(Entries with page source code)
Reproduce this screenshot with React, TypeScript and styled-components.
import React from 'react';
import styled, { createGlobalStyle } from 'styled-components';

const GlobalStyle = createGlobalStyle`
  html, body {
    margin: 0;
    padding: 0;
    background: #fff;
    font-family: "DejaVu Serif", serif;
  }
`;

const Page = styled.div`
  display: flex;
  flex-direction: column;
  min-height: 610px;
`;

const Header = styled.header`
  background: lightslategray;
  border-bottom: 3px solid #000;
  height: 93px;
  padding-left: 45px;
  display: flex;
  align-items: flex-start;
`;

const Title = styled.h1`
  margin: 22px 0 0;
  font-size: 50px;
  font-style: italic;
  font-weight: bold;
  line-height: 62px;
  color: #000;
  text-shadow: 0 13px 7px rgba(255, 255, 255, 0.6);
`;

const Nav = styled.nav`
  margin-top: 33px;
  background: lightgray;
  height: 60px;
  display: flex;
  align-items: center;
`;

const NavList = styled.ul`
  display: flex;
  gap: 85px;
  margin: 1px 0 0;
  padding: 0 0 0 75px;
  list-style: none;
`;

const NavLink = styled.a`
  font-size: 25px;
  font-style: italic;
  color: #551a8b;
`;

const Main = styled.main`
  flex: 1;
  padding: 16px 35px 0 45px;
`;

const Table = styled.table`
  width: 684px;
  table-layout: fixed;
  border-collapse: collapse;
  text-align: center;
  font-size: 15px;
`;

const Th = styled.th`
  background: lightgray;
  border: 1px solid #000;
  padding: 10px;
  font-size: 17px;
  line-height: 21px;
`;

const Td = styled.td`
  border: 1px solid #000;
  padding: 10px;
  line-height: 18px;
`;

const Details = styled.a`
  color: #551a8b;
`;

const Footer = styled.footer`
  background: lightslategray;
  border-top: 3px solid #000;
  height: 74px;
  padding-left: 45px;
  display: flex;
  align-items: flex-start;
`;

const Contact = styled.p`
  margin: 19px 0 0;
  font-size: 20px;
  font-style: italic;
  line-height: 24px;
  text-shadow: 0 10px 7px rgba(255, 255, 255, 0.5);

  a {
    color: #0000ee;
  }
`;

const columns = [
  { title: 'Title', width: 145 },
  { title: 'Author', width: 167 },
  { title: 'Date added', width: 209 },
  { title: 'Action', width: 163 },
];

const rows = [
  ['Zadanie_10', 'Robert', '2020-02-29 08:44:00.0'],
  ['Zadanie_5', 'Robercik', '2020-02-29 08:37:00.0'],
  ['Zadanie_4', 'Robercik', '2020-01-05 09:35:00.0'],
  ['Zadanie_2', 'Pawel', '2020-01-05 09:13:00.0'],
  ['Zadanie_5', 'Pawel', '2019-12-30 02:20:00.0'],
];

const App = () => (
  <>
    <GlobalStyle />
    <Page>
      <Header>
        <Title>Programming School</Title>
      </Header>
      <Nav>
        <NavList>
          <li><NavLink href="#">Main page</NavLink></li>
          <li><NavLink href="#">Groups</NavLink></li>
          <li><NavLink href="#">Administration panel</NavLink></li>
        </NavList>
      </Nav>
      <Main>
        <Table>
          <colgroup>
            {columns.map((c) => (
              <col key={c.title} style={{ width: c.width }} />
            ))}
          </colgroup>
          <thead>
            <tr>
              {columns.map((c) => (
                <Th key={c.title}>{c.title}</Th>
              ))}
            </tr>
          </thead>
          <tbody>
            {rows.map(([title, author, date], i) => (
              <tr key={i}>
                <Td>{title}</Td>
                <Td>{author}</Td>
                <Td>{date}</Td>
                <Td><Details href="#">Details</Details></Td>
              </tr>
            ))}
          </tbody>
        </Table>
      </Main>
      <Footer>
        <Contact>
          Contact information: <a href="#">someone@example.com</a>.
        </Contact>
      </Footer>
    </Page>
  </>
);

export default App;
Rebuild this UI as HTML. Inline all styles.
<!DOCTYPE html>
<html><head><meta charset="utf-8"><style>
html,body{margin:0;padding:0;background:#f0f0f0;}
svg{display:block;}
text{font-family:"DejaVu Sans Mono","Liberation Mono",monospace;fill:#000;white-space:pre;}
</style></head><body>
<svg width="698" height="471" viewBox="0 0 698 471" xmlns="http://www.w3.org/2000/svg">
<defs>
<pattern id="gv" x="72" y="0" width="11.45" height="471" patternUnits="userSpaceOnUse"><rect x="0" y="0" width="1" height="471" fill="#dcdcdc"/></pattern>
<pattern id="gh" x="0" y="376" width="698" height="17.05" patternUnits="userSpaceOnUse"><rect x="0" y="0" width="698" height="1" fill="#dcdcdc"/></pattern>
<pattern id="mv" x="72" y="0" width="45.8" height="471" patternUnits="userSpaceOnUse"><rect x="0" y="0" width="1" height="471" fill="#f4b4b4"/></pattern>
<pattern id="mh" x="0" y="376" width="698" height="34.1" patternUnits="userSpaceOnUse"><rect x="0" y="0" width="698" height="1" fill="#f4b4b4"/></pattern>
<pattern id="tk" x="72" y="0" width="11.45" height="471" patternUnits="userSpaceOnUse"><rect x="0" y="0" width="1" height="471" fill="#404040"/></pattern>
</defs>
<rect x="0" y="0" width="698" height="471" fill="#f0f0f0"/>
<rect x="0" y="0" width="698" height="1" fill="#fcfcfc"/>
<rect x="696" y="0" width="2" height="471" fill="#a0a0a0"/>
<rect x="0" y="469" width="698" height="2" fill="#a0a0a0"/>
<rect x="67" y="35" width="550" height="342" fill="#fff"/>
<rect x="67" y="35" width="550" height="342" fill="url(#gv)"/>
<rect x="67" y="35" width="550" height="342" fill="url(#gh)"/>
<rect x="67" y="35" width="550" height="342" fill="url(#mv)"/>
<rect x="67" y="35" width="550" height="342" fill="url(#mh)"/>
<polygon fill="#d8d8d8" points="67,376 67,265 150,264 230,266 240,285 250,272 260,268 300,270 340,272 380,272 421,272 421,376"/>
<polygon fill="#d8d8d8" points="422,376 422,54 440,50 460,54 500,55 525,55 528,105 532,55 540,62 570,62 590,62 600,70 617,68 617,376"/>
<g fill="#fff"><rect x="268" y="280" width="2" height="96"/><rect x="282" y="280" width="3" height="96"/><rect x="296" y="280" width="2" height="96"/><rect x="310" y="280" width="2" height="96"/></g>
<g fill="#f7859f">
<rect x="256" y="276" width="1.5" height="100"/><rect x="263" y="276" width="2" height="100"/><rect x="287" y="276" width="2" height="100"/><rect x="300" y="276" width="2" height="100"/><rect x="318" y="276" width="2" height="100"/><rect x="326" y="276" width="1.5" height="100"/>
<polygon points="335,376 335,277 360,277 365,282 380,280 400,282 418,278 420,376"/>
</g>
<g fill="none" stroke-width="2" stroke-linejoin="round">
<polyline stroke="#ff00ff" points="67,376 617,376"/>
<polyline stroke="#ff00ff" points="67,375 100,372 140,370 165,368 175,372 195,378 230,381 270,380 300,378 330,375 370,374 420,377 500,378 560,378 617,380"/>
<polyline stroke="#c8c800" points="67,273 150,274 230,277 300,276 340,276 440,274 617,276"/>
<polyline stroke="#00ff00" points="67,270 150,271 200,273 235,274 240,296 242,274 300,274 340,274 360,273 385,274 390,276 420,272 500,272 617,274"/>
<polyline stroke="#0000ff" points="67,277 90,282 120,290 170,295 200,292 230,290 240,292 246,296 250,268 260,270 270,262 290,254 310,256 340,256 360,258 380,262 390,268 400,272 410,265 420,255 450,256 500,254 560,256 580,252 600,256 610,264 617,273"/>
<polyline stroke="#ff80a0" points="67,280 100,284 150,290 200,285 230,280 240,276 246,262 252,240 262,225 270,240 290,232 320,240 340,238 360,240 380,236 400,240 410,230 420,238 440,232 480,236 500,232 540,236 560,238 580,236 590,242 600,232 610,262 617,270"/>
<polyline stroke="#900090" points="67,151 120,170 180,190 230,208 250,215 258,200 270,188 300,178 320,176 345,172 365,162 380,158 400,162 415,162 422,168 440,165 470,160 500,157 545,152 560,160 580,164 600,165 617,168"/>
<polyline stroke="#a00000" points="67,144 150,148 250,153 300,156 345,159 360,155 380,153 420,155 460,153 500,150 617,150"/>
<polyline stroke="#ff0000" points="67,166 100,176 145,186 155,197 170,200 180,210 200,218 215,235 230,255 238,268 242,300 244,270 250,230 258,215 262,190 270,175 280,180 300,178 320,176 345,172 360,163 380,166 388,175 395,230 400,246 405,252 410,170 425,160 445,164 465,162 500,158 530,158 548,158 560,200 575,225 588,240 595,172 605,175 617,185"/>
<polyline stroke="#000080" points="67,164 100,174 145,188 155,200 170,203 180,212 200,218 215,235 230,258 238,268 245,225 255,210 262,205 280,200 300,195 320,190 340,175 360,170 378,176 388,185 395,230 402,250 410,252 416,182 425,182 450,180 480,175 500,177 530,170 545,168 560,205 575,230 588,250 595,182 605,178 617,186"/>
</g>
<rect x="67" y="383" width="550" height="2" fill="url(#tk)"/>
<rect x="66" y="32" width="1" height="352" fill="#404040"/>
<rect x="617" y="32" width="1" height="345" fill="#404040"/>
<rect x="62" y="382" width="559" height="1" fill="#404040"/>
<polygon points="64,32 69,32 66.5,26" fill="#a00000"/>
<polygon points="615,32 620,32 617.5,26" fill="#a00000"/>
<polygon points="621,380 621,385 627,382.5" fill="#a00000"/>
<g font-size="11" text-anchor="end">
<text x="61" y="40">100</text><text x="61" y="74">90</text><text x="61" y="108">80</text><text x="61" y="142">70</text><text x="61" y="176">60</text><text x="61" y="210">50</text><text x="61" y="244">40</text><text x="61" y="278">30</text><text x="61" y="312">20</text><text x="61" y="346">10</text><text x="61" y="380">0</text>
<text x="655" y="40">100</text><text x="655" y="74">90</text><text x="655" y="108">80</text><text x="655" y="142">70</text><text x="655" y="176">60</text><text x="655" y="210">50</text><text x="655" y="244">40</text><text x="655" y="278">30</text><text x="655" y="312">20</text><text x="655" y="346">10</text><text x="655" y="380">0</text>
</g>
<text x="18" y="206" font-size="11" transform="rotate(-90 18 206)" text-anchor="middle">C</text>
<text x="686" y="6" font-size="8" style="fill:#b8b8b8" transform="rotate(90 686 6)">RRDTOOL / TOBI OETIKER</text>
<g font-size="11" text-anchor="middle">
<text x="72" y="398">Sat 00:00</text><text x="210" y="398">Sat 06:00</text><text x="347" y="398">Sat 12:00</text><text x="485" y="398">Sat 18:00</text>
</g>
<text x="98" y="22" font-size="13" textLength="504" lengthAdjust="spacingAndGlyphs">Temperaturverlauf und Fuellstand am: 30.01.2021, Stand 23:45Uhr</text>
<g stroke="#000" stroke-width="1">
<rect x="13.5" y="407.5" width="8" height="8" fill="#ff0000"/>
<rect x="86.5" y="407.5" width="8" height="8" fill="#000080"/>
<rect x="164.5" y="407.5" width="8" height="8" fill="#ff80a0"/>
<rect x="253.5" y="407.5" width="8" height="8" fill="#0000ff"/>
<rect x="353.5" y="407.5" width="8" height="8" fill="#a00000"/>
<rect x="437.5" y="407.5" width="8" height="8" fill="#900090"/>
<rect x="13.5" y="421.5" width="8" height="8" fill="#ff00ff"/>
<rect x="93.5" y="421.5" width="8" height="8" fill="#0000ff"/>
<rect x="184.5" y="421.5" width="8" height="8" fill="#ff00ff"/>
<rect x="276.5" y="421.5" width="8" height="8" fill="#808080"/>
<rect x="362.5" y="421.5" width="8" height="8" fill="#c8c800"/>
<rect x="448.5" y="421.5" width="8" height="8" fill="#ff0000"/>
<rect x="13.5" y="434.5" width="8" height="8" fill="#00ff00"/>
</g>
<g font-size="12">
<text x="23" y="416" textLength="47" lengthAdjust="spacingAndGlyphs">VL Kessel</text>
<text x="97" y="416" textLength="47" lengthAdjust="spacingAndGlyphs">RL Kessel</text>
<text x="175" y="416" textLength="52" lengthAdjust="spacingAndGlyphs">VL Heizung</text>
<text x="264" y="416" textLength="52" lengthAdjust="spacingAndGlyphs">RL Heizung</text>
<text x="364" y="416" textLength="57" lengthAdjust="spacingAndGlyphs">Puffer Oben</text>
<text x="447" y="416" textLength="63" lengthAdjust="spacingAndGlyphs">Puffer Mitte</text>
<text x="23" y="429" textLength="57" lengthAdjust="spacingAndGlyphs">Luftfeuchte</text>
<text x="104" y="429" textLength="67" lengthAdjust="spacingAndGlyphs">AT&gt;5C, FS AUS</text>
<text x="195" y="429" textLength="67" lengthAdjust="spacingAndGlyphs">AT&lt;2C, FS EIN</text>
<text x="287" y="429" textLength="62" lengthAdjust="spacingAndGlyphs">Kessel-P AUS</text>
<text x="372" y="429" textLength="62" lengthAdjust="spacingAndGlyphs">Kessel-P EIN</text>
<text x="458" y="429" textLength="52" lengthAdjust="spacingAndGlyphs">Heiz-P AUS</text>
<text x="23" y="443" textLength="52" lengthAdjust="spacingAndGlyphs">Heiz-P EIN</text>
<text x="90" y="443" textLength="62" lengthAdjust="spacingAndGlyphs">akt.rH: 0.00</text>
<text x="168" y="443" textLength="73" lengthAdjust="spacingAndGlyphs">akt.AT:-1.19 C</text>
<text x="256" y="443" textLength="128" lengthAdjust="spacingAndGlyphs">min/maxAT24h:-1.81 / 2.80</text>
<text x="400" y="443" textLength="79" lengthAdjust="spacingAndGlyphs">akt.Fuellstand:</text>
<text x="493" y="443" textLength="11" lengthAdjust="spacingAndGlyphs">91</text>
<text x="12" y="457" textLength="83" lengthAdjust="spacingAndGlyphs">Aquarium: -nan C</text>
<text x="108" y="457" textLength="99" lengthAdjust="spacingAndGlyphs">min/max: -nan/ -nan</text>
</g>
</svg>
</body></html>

• _Work to complete_
From the listing, copy every line where the string "components" appears.

• _Written answer_
Reproduce this screenshot with React, TypeScript and styled-components.
import styled, { createGlobalStyle } from 'styled-components';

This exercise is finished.